Abdulmutallab arrived in Yemen in late August on a student visa and was last seen on September 21, according to friends and teachers. He reappeared on December 5, friends said, and left Yemen two days later, the authorities confirmed.

The date of Abdulmutallab’s departure calls into question the claim by al-Qaeda in the Arabian Peninsular (AQAP), the group U.S. President Barack Obama blames for the airliner incident, that the attack was in direct response to U.S. military support for Yemen’s all-out offensive against the militants, which began on December 17.

The Deputy Mnister confirmed that during his 11-week disappearance Abdulmutallab met al-Qaeda leaders at a farmhouse in Rafad, in Yemen’s remote eastern province of Shabwa. The farmhouse was bombed on December 24, a day before the attempted Detroit attack, in air strikes that Yemeni security sources initially said killed Awlaki.

However, a journalist and family friend of Awlaki told the Guardian last week that he had spoken to the cleric, who lives near the farmhouse and he was “alive and well”. Several of Awlaki’s relatives who had attended the meeting were killed in the attack, but AQAP’s senior leadership escaped, said local sources, having left the farm just hours before.

Awlaki’s contacts with Nidal Hassan, the U.S. Army psychiatrist who killed 13 American soldiers at Fort Hood in November, have raised further serious doubts over the effectiveness of U.S. intelligence gathering. Last month it emerged that Hassan’s first email to Awlaki asked whether the cleric could justify, under Islamic law, the killing of American soldiers on U.S. soil. The email was sent on December 17, 2008 and was intercepted by the FBI, who failed to stop Hassan before the killings 11 months later.

The confirmation of Awlaki’s contacts with Abdulmutallab will put Yemen’s President Ali Abdullah Saleh under serious pressure as his American allies demand to know why the cleric was allowed to continue to operate for months, even after the revelation of his contacts with the Fort Hood killer.

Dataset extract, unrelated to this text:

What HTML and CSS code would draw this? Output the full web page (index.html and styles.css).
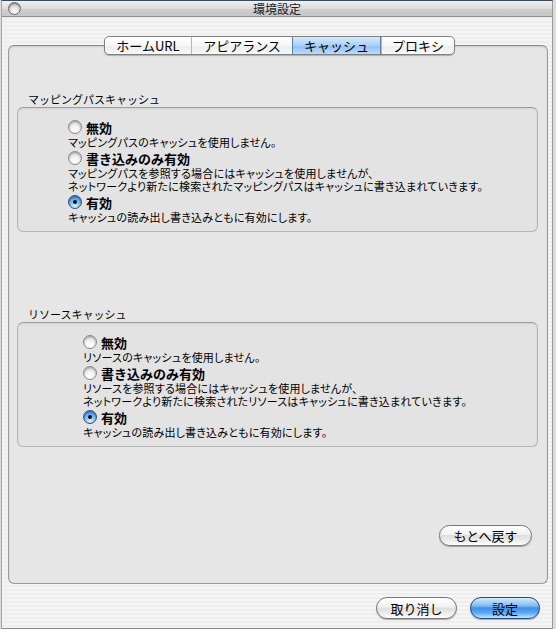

Authorities said in November they sought the arrest of Awlaki, but local journalists said the cleric continued to live at home untroubled. The authorities’ reluctance to move against radical Islamists in Yemen underscores the deep conflicts over political Islam which lie at the heart of Yemen’s ruling elite. While the government runs a programme to re-educate Islamist militants away from violence, it lost the support of U.S. officials after graduates of the scheme were captured in Iraq fighting U.S.-led forces.

The re-education programme, involving talks between jailed militants and a senior Yemeni cleric, aims to persuade jihadists that Islam does not condone the kind of violent terrorism practised by groups such as al-Qaida.

“Yemen has created a new way to fight terrorism. We proved to the world that the tongue and pen are more powerful than weapons,” Judge Hamoud Hitar, the Islamic scholar who leads the programme, told the Guardian .

The programme also aims to integrate former militants into society, providing them with training, jobs and a home.

Mr. Hitar said that up until 2006, of the 420 prisoners holding extremist militant Islamic views whom he talked to, none had committed armed violence against the state. But the judge said he was unable to argue against militants fighting in Muslim countries under occupation. Mr. Hitar said: “As long as the U.S. Army and British army are conquering them, Muslims have the right to fight and defend their lands and themselves. The jihad is a part of our religion.”

Mr. Obama said this week he would suspend repatriation of any Yemeni prisoners held at Guantanamo bay, which he has pledged to close. Nearly half the remaining 198 inmates are from Yemen. Mr. Alimi denied accusations that another prominent Yemeni cleric and leader of the Islamist opposition, Abdul Majeed Zindani, had played a role in radicalising Abdulmutallab.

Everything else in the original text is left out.